Cardinal Diogini Tettamanzi rocketed to the head of the list of Italian papabili, or potential popes, in 2002 when he was named archbishop of Milan, Italy's largest diocese. At 70, he would be the right age for a not-too-short, not-too-long papacy that some commentators think is a criterion that will guide the voting.
He represents continuity with many of the policies of Pope John Paul II, having helped write several encyclicals during the late pope's reign. As former secretary of the Italian Bishops Conference, he would be in good stead with the Italian bloc of voters. As a cautionary voice on dangers of globalization, he might attract Third World electors.
Cardinal Dionigi Tettamanzi
(Italo Banchero - AP)
He has favored centralization of decision-making in the church. At a 1999 synod, he opposed a proposal by his predecessor in Milan, Archbishop Carlo Maria Martini, for "collegial" policymaking among European bishops. Martini's appeal "found no acceptance at all," Tettamanzi said.
He has taken a tough line against what he terms "homosexual culture." In one article, he wrote that the church was called "together with every person of good will, to denounce the very grave personal and social risks connected with accepting such a culture." He also supports excommunication for "procured abortion."
In 2001, Tettamanzi published "Globalization: A Challenge," a book warning that profit must not be the overriding goal of the world economy. Globalization ought to serve common people and fulfill their right to work, he said. He has described as "positive" the anti-globalization movement that coalesced at the World Trade Organization conference in Seattle in 1999.
Violence at a 2001 meeting of the Group of Eight industrial powers, in what was then his home diocese, Genoa, was widely thought in church circles here to have derailed his rise to prominence among candidates, but the rioting did not stand in the way of his move to Milan.
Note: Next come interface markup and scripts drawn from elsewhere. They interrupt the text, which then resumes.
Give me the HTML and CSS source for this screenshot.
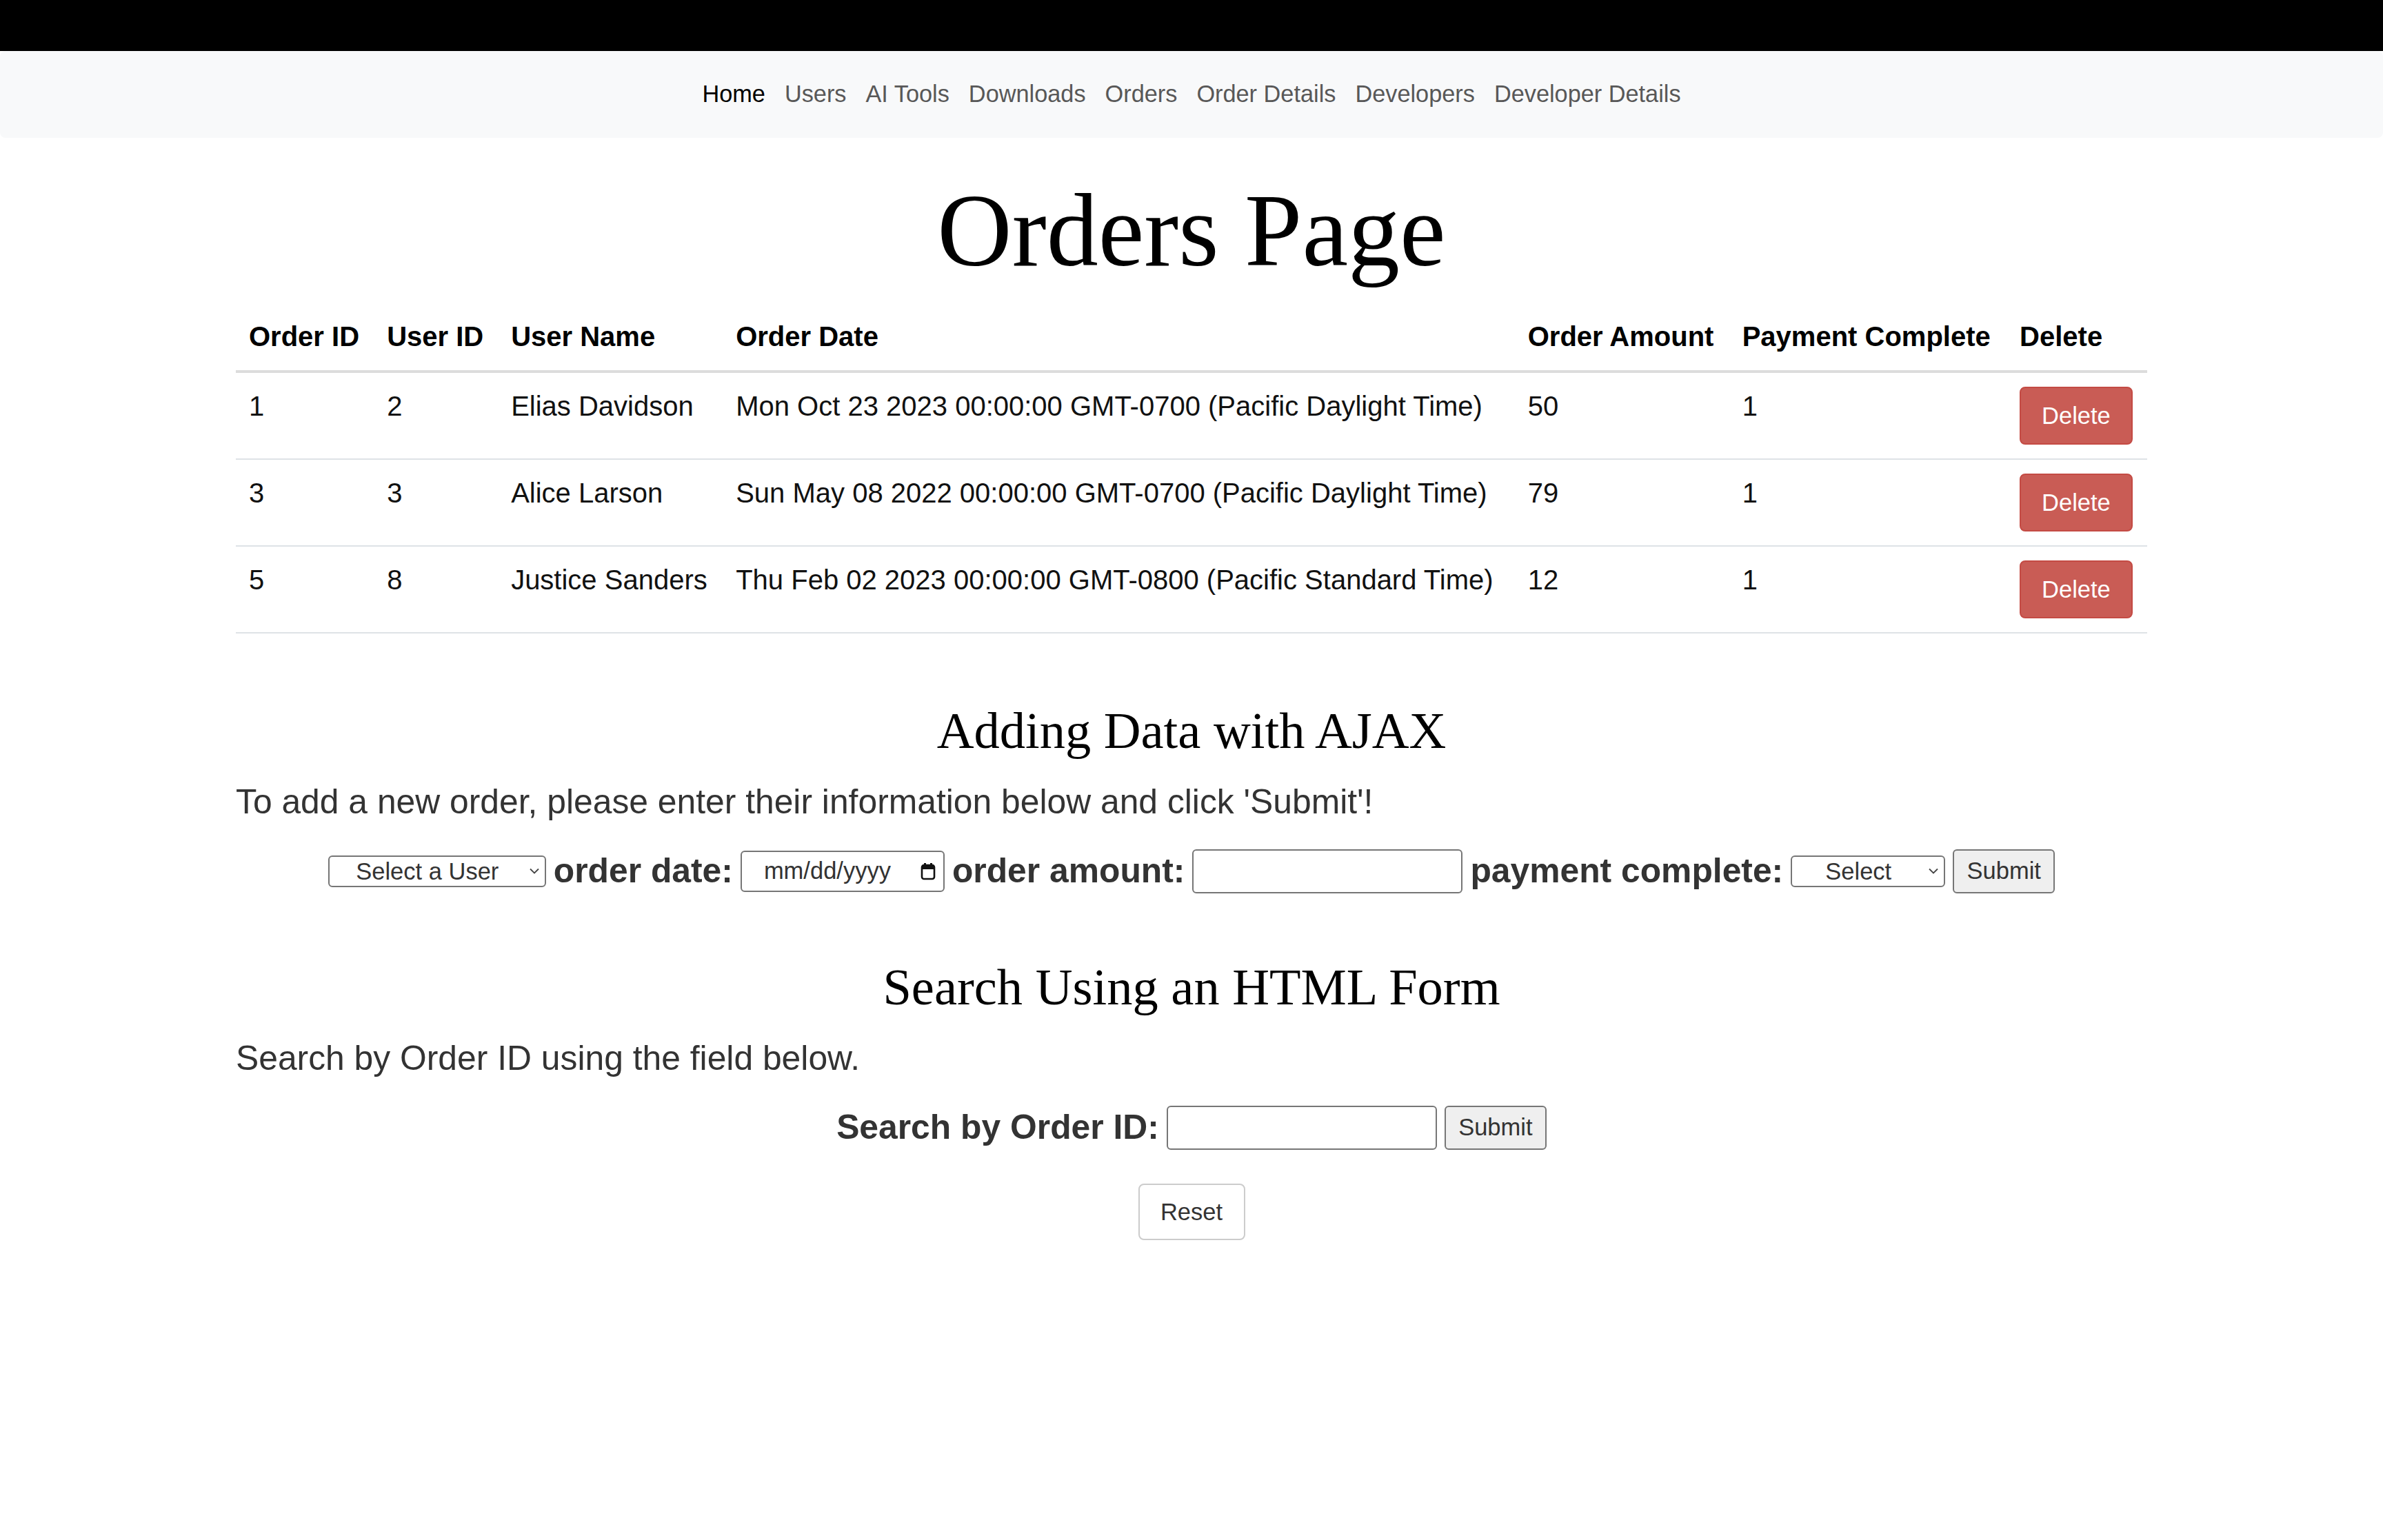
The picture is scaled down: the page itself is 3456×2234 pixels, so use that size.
FILE: index.html
```html
<!DOCTYPE html>
<html lang="en">
<head>
<meta charset="utf-8">
<title>Orders Page</title>
<link rel="stylesheet" href="styles.css">
</head>
<body>
<div class="topbar"></div>
<nav class="nav">
  <a class="nav-link active" href="#">Home</a>
  <a class="nav-link" href="#">Users</a>
  <a class="nav-link" href="#">AI Tools</a>
  <a class="nav-link" href="#">Downloads</a>
  <a class="nav-link" href="#">Orders</a>
  <a class="nav-link" href="#">Order Details</a>
  <a class="nav-link" href="#">Developers</a>
  <a class="nav-link" href="#">Developer Details</a>
</nav>
<main class="container">
  <h1 class="page-title">Orders Page</h1>
  <table class="orders">
    <thead>
      <tr>
        <th>Order ID</th>
        <th>User ID</th>
        <th>User Name</th>
        <th>Order Date</th>
        <th>Order Amount</th>
        <th>Payment Complete</th>
        <th>Delete</th>
      </tr>
    </thead>
    <tbody>
      <tr>
        <td>1</td>
        <td>2</td>
        <td>Elias Davidson</td>
        <td>Mon Oct 23 2023 00:00:00 GMT-0700 (Pacific Daylight Time)</td>
        <td>50</td>
        <td>1</td>
        <td><button class="btn-delete" type="button">Delete</button></td>
      </tr>
      <tr>
        <td>3</td>
        <td>3</td>
        <td>Alice Larson</td>
        <td>Sun May 08 2022 00:00:00 GMT-0700 (Pacific Daylight Time)</td>
        <td>79</td>
        <td>1</td>
        <td><button class="btn-delete" type="button">Delete</button></td>
      </tr>
      <tr>
        <td>5</td>
        <td>8</td>
        <td>Justice Sanders</td>
        <td>Thu Feb 02 2023 00:00:00 GMT-0800 (Pacific Standard Time)</td>
        <td>12</td>
        <td>1</td>
        <td><button class="btn-delete" type="button">Delete</button></td>
      </tr>
    </tbody>
  </table>

  <section class="block block-add">
    <h2 class="section-title">Adding Data with AJAX</h2>
    <p class="lead-text">To add a new order, please enter their information below and click 'Submit'!</p>
    <form class="inline-form">
      <span class="select-wrap user-select">
        <select class="field-select">
          <option>Select a User</option>
        </select>
        <svg class="chevron" width="14" height="9" viewBox="0 0 14 9"><path d="M1 1.5 L7 7.5 L13 1.5" fill="none" stroke="#444" stroke-width="1.8"/></svg>
      </span>
      <label class="field-label">order date:</label>
      <span class="date-wrap">
        <input class="field-date" type="text" value="" placeholder="mm/dd/yyyy">
        <svg class="cal-icon" width="22" height="26" viewBox="0 0 22 26"><rect x="2" y="4" width="18" height="20" rx="3" fill="none" stroke="#111" stroke-width="2.6"/><rect x="2" y="4" width="18" height="6" fill="#111"/><rect x="5" y="1" width="3" height="5" fill="#111"/><rect x="14" y="1" width="3" height="5" fill="#111"/></svg>
      </span>
      <label class="field-label">order amount:</label>
      <input class="field-text" type="text">
      <label class="field-label">payment complete:</label>
      <span class="select-wrap pay-select">
        <select class="field-select">
          <option>Select</option>
        </select>
        <svg class="chevron" width="14" height="9" viewBox="0 0 14 9"><path d="M1 1.5 L7 7.5 L13 1.5" fill="none" stroke="#444" stroke-width="1.8"/></svg>
      </span>
      <button class="btn-submit" type="button">Submit</button>
    </form>
  </section>

  <section class="block block-search">
    <h2 class="section-title">Search Using an HTML Form</h2>
    <p class="lead-text">Search by Order ID using the field below.</p>
    <form class="inline-form">
      <label class="field-label">Search by Order ID:</label>
      <input class="field-text" type="text">
      <button class="btn-submit" type="button">Submit</button>
    </form>
    <div class="reset-row">
      <button class="btn-reset" type="button">Reset</button>
    </div>
  </section>
</main>
</body>
</html>
```

FILE: styles.css
```css
html, body {
  margin: 0;
  padding: 0;
  background: #ffffff;
}

body {
  font-family: "Liberation Sans", Arial, Helvetica, sans-serif;
  color: #333333;
}

.topbar {
  height: 74px;
  background: #000000;
}

.nav {
  height: 126px;
  background: #f8f9fa;
  border-radius: 8px;
  display: flex;
  justify-content: center;
  align-items: center;
  gap: 28px;
}

.nav-link {
  font-size: 34.3px;
  color: #585858;
  text-decoration: none;
  line-height: 1.2;
}

.nav-link.active {
  color: #000000;
}

.container {
  width: 2772px;
  margin: 0 auto;
}

.page-title {
  font-family: "Liberation Serif", "Times New Roman", serif;
  font-weight: normal;
  font-size: 150px;
  line-height: 165px;
  text-align: center;
  color: #000000;
  margin: 52px 0 23px;
}

.orders {
  width: 100%;
  border-collapse: collapse;
  font-size: 40px;
  line-height: 57px;
  color: #111111;
}

.orders th {
  text-align: left;
  font-weight: bold;
  color: #000000;
  padding: 20px 19px;
  vertical-align: bottom;
  border-bottom: 4px solid #dcdcdc;
  white-space: nowrap;
}

.orders td {
  padding: 20px 19px;
  vertical-align: top;
  border-bottom: 2px solid #dee2e6;
  white-space: nowrap;
}

.btn-delete {
  display: block;
  height: 84px;
  padding: 0 30px;
  font-family: "Liberation Sans", Arial, sans-serif;
  font-size: 34.5px;
  color: #ffffff;
  background: #c95c55;
  border: 2px solid #c44b44;
  border-radius: 8px;
}

.section-title {
  font-family: "Liberation Serif", "Times New Roman", serif;
  font-weight: normal;
  font-size: 74.5px;
  line-height: 81px;
  text-align: center;
  color: #000000;
  margin: 0 0 27px;
}

.block-add {
  margin-top: 101px;
}

.block-search {
  margin-top: 96px;
}

.lead-text {
  font-size: 49.8px;
  line-height: 71px;
  margin: 0;
  color: #333333;
}

.inline-form {
  display: flex;
  justify-content: center;
  align-items: center;
  gap: 11px;
  margin-top: 32px;
  height: 65px;
}

.field-label {
  font-size: 49.8px;
  font-weight: bold;
  color: #333333;
  line-height: 1;
}

.select-wrap {
  position: relative;
  display: inline-block;
}

.field-select {
  appearance: none;
  -webkit-appearance: none;
  height: 46px;
  border: 2px solid #767676;
  border-radius: 6px;
  background: #ffffff;
  font-family: "Liberation Sans", Arial, sans-serif;
  font-size: 34.5px;
  color: #333333;
  text-align: center;
  text-align-last: center;
  padding: 0 28px 0 0;
  margin: 0;
  display: block;
}

.user-select .field-select {
  width: 316px;
}

.pay-select .field-select {
  width: 224px;
}

.chevron {
  position: absolute;
  right: 10px;
  top: 18px;
  pointer-events: none;
}

.date-wrap {
  position: relative;
  display: inline-block;
}

.field-date {
  display: block;
  box-sizing: border-box;
  width: 296px;
  height: 60px;
  border: 2px solid #767676;
  border-radius: 6px;
  font-family: "Liberation Sans", Arial, sans-serif;
  font-size: 34.5px;
  color: #333333;
  padding: 0 50px 0 32px;
  margin: 0;
}

.field-date::placeholder {
  color: #333333;
  opacity: 1;
}

.cal-icon {
  position: absolute;
  right: 13px;
  top: 17px;
  pointer-events: none;
}

.field-text {
  box-sizing: border-box;
  width: 392px;
  height: 64px;
  border: 2px solid #767676;
  border-radius: 6px;
  background: #ffffff;
  font-size: 34.5px;
  margin: 0;
  padding: 0 8px;
}

.btn-submit {
  box-sizing: border-box;
  width: 148px;
  height: 64px;
  padding: 0;
  background: #efefef;
  border: 2px solid #767676;
  border-radius: 6px;
  font-family: "Liberation Sans", Arial, sans-serif;
  font-size: 34.5px;
  color: #333333;
  margin: 0;
}

.reset-row {
  display: flex;
  justify-content: center;
  margin-top: 49px;
}

.btn-reset {
  box-sizing: border-box;
  width: 155px;
  height: 82px;
  background: #ffffff;
  border: 2px solid #cccccc;
  border-radius: 8px;
  font-family: "Liberation Sans", Arial, sans-serif;
  font-size: 34.5px;
  color: #333333;
  padding: 0;
}
```
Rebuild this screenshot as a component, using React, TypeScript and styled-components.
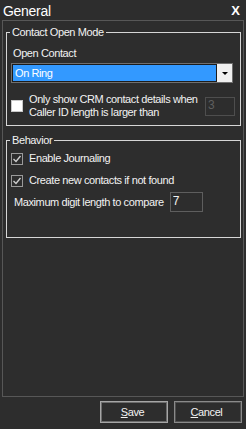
import React from "react";
import styled, { createGlobalStyle } from "styled-components";

const GlobalStyle = createGlobalStyle`
  html, body { margin: 0; padding: 0; background: #2d2d2d; }
  body { font-family: "Liberation Sans", Arial, sans-serif; }
  * { box-sizing: border-box; }
`;

const Window = styled.div`
  width: 246px;
  height: 429px;
  background: #2d2d2d;
  color: #f2f2f2;
  display: flex;
  flex-direction: column;
  font-family: "Liberation Sans", Arial, sans-serif;
  font-size: 11px;
  letter-spacing: -0.4px;
  line-height: 13px;
  overflow: hidden;
`;

const TitleBar = styled.div`
  height: 20px;
  flex: none;
  display: flex;
  align-items: flex-start;
  justify-content: space-between;
  padding: 3px 6px 0 3px;
`;

const Title = styled.span`
  font-size: 14px;
  line-height: 16px;
  letter-spacing: -0.3px;
  color: #ffffff;
`;

const Close = styled.span`
  font-size: 13px;
  font-weight: bold;
  line-height: 16px;
  letter-spacing: 0;
  color: #ffffff;
`;

const Panel = styled.div`
  margin-left: 2px;
  width: 242px;
  height: 377px;
  flex: none;
  border: 1px solid #575757;
  padding: 11px 2px 0 3px;
  display: flex;
  flex-direction: column;
`;

const Group = styled.div<{ $height: number; $top: number }>`
  position: relative;
  height: ${(p) => p.$height}px;
  margin-top: ${(p) => p.$top}px;
  border: 1px solid #d6d6d6;
  padding: 0 5px 0 4px;
  display: flex;
  flex-direction: column;
`;

const Legend = styled.span`
  position: absolute;
  top: -7px;
  left: 3px;
  padding: 0 2px;
  background: #2d2d2d;
  color: #f2f2f2;
  line-height: 13px;
`;

const Label = styled.div<{ $top: number }>`
  margin-top: ${(p) => p.$top}px;
  margin-left: 2px;
  line-height: 13px;
`;

const Combo = styled.div`
  margin-top: 3px;
  width: 222px;
  height: 20px;
  display: flex;
  border: 1px solid #6f6f6f;
  background: #f0f0f0;
`;

const ComboValue = styled.div`
  flex: 1;
  background: #3399ff;
  border: 1px solid #1c1c1c;
  color: #ffffff;
  padding-left: 2px;
  line-height: 16px;
`;

const ComboArrow = styled.div`
  width: 15px;
  display: flex;
  align-items: center;
  justify-content: center;
  &::after {
    content: "";
    border-left: 3px solid transparent;
    border-right: 3px solid transparent;
    border-top: 3px solid #000;
  }
`;

const Row = styled.div<{ $top: number; $height: number }>`
  margin-top: ${(p) => p.$top}px;
  height: ${(p) => p.$height}px;
  display: flex;
  align-items: center;
`;

const Box = styled.span<{ $checked: boolean }>`
  width: 12px;
  height: 12px;
  flex: none;
  border: 1px solid ${(p) => (p.$checked ? "#9a9a9a" : "#c8c8c8")};
  background: ${(p) => (p.$checked ? "#2d2d2d" : "#ffffff")};
  display: flex;
  align-items: center;
  justify-content: center;
`;

const CheckText = styled.span`
  margin-left: 6px;
  line-height: 13px;
`;

const RowLabel = styled.span`
  margin-left: 3px;
  line-height: 13px;
`;

const Field = styled.input<{ $muted?: boolean; $width: number; $height: number; $gap?: number }>`
  width: ${(p) => p.$width}px;
  height: ${(p) => p.$height}px;
  flex: none;
  margin: 0 0 0 ${(p) => p.$gap ?? 0}px;
  border: 1px solid ${(p) => (p.$muted ? "#4e4e4e" : "#5e5e5e")};
  background: transparent;
  color: ${(p) => (p.$muted ? "#5f5f5f" : "#f2f2f2")};
  font-family: "Liberation Sans", Arial, sans-serif;
  font-size: 12px;
  padding: 0 0 3px 2px;
  outline: none;
`;

const Spacer = styled.span`
  flex: 1;
`;

const Footer = styled.div`
  margin-top: 4px;
  display: flex;
  justify-content: flex-end;
  gap: 6px;
  padding-right: 4px;
`;

const Button = styled.button<{ $default?: boolean }>`
  width: 68px;
  height: 22px;
  background: #2d2d2d;
  color: #f2f2f2;
  border: 1px solid ${(p) => (p.$default ? "#a6a6a6" : "#8a8a8a")};
  box-shadow: inset 0 0 0 1px ${(p) => (p.$default ? "#6c6c6c" : "#4f4f4f")};
  font-family: "Liberation Sans", Arial, sans-serif;
  font-size: 11px;
  letter-spacing: -0.4px;
  padding: 0 3px 0 0;
  u { text-decoration: underline; }
`;

const Check = () => (
  <svg width="10" height="10" viewBox="0 0 10 10">
    <polyline points="1.5,5 4,7.5 8.5,2" fill="none" stroke="#cfcfcf" strokeWidth="1.4" />
  </svg>
);

const CheckBox = ({ checked }: { checked: boolean }) => (
  <Box $checked={checked}>{checked && <Check />}</Box>
);

export default function App() {
  return (
    <>
      <GlobalStyle />
      <Window>
        <TitleBar>
          <Title>General</Title>
          <Close>X</Close>
        </TitleBar>
        <Panel>
          <Group $height={94} $top={0}>
            <Legend>Contact Open Mode</Legend>
            <Label $top={14}>Open Contact</Label>
            <Combo>
              <ComboValue>On Ring</ComboValue>
              <ComboArrow />
            </Combo>
            <Row $top={10} $height={26}>
              <CheckBox checked={false} />
              <CheckText>
                Only show CRM contact details when
                <br />
                Caller ID length is larger than
              </CheckText>
              <Spacer />
              <Field $muted $width={30} $height={19} readOnly value="3" />
            </Row>
          </Group>
          <Group $height={98} $top={14}>
            <Legend>Behavior</Legend>
            <Row $top={11} $height={13}>
              <CheckBox checked />
              <CheckText>Enable Journaling</CheckText>
            </Row>
            <Row $top={9} $height={13}>
              <CheckBox checked />
              <CheckText>Create new contacts if not found</CheckText>
            </Row>
            <Row $top={5} $height={20}>
              <RowLabel>Maximum digit length to compare</RowLabel>
              <Field $width={33} $height={20} $gap={6} readOnly value="7" />
            </Row>
          </Group>
        </Panel>
        <Footer>
          <Button $default>
            <u>S</u>ave
          </Button>
          <Button>
            <u>C</u>ancel
          </Button>
        </Footer>
      </Window>
    </>
  );
}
He shares John Paul's conviction that Catholics must buck the West's consumerist, material culture and "the belief that a destiny beyond the earth for human life does not exist."
He also takes a view fashionable among European prelates that Catholicism is being marginalized by the dominant secular society. The answer, he has said, is to fight back or "risk being mocked and rejected by the contemporary world, especially on the European continent."